Wednesday, July 25, 2012

Exclusionary economics: How Aquino and Arroyos economics are the same

By IBON Features

In his upcoming third State of the Nation Address (SONA), President Benigno Aquino III will surely attempt to highlight how the Philippine economy has improved under his watch to show how his administration is an improvement over its predecessor.

Pres. Aquino will bring to the fore supposed economic successes such as the 6.4% first quarter growth in gross domestic product (GDP), increased budgets for social services, expanded coverage of the conditional cash transfers, and progress under the Public-Private Partnership (PPP) program. The president may also highlight the country’s so-called creditor nation status with the International Monetary Fund (IMF).
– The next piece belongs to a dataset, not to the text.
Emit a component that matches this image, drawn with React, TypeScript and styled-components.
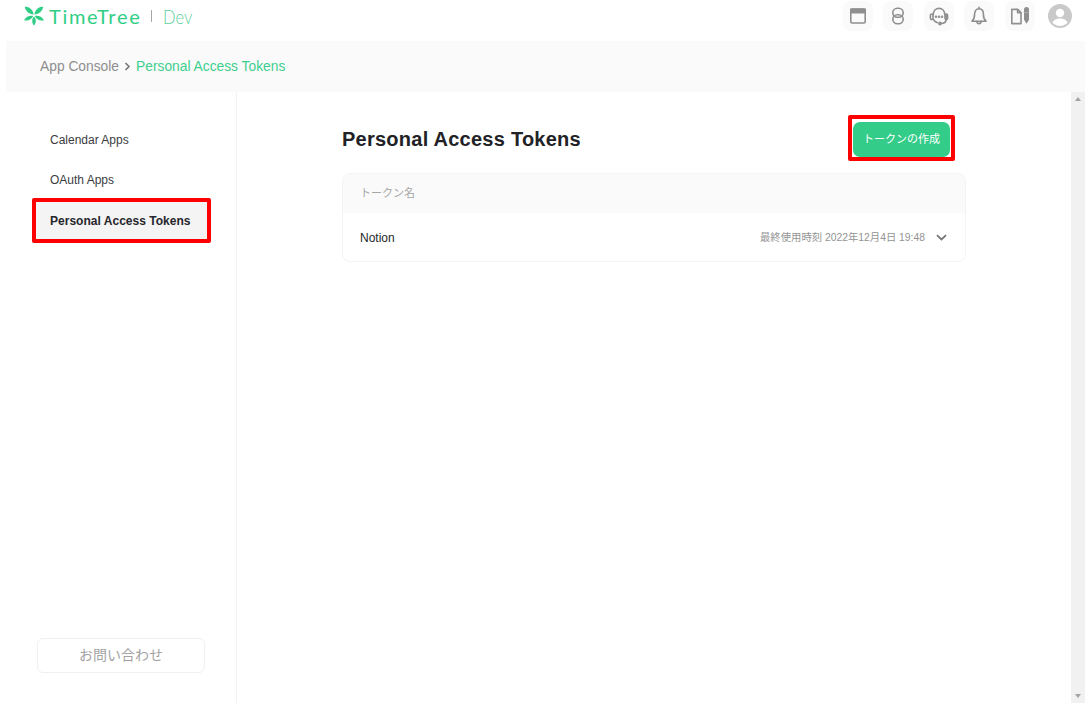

The SONA may also be an occasion to boast about more Filipinos being lifted from poverty, more lands distributed to farmers, and additional living allowances for workers.

The reality behind the so-called gains must however be assessed before concluding that the Aquino administration has indeed been the much-sought change following former Pres. Arroyo’s legacy of corruption and erosion of the people’s general welfare. Nearly ten years of the Arroyo regime saw an unprecedented rise in joblessness and poverty, growing inequality, eroding domestic production and fiscal troubles all anchored on a chain of policies that catered to local and foreign business interests. Do current indicators show a reversal of trends? More importantly, have government policies done an about-face in favor of the Filipino people?

Economic direction

Like the Arroyo administration, the Aquino government has refused to reverse any of the neoliberal policies that have caused such damage to the economy. These policies have kept the Philippine economy underdeveloped and are designed to suit the needs of the domestic elite and foreign business rather than of the Filipino people.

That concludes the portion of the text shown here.